### What you have to do
Output the material below unchanged, apart from leaving out the pictures.

### Given data
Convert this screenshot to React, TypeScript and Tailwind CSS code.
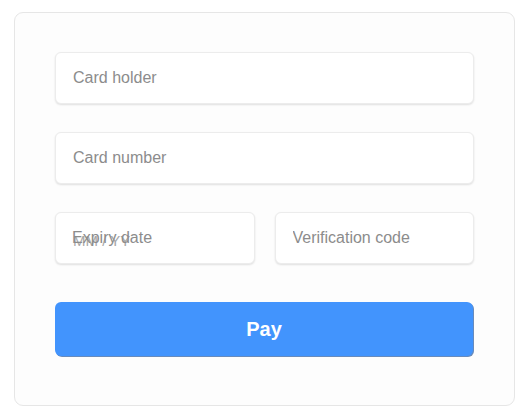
import React from "react";

const inputCls =
  "h-[52px] w-full min-w-0 rounded-[6px] border border-[#ececec] bg-white px-[17px] text-[16px] text-[#333] shadow-[0_1px_2px_rgba(0,0,0,0.12)] outline-none placeholder:text-[#8c8c8c]";

export default function App() {
  return (
    <div className="min-h-[420px] w-[530px] bg-white pt-[12px] pl-[14px]" style={{ fontFamily: '"Liberation Sans", Arial, sans-serif' }}>
      <div className="flex h-[394px] w-[501px] flex-col rounded-[9px] border border-[#e6e6e6] bg-[#fdfdfd] px-[40px] pt-[39px]">
        <input className={inputCls} placeholder="Card holder" />
        <input className={`${inputCls} mt-[28px]`} placeholder="Card number" />
        <div className="mt-[28px] grid grid-cols-2 gap-[20px]">
          <div className="relative min-w-0">
            <input className={`${inputCls} pt-[6px] placeholder:text-[#a8a8a8] placeholder:text-[15px]`} placeholder="MM / YY" />
            <span className="pointer-events-none absolute left-[17px] top-[16px] text-[16px] leading-[20px] text-[#8c8c8c]">Expiry date</span>
          </div>
          <input className={inputCls} placeholder="Verification code" />
        </div>
        <button className="mt-[38px] h-[54px] w-[418px] rounded-[6px] bg-[#4294fd] text-[20px] font-bold text-white shadow-[1px_1px_0_rgba(40,90,160,0.7)]">
          Pay
        </button>
      </div>
    </div>
  );
}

### Task output
Convert this screenshot to React, TypeScript and Tailwind CSS code.
import React from "react";

const inputCls =
  "h-[52px] w-full min-w-0 rounded-[6px] border border-[#ececec] bg-white px-[17px] text-[16px] text-[#333] shadow-[0_1px_2px_rgba(0,0,0,0.12)] outline-none placeholder:text-[#8c8c8c]";

export default function App() {
  return (
    <div className="min-h-[420px] w-[530px] bg-white pt-[12px] pl-[14px]" style={{ fontFamily: '"Liberation Sans", Arial, sans-serif' }}>
      <div className="flex h-[394px] w-[501px] flex-col rounded-[9px] border border-[#e6e6e6] bg-[#fdfdfd] px-[40px] pt-[39px]">
        <input className={inputCls} placeholder="Card holder" />
        <input className={`${inputCls} mt-[28px]`} placeholder="Card number" />
        <div className="mt-[28px] grid grid-cols-2 gap-[20px]">
          <div className="relative min-w-0">
            <input className={`${inputCls} pt-[6px] placeholder:text-[#a8a8a8] placeholder:text-[15px]`} placeholder="MM / YY" />
            <span className="pointer-events-none absolute left-[17px] top-[16px] text-[16px] leading-[20px] text-[#8c8c8c]">Expiry date</span>
          </div>
          <input className={inputCls} placeholder="Verification code" />
        </div>
        <button className="mt-[38px] h-[54px] w-[418px] rounded-[6px] bg-[#4294fd] text-[20px] font-bold text-white shadow-[1px_1px_0_rgba(40,90,160,0.7)]">
          Pay
        </button>
      </div>
    </div>
  );
}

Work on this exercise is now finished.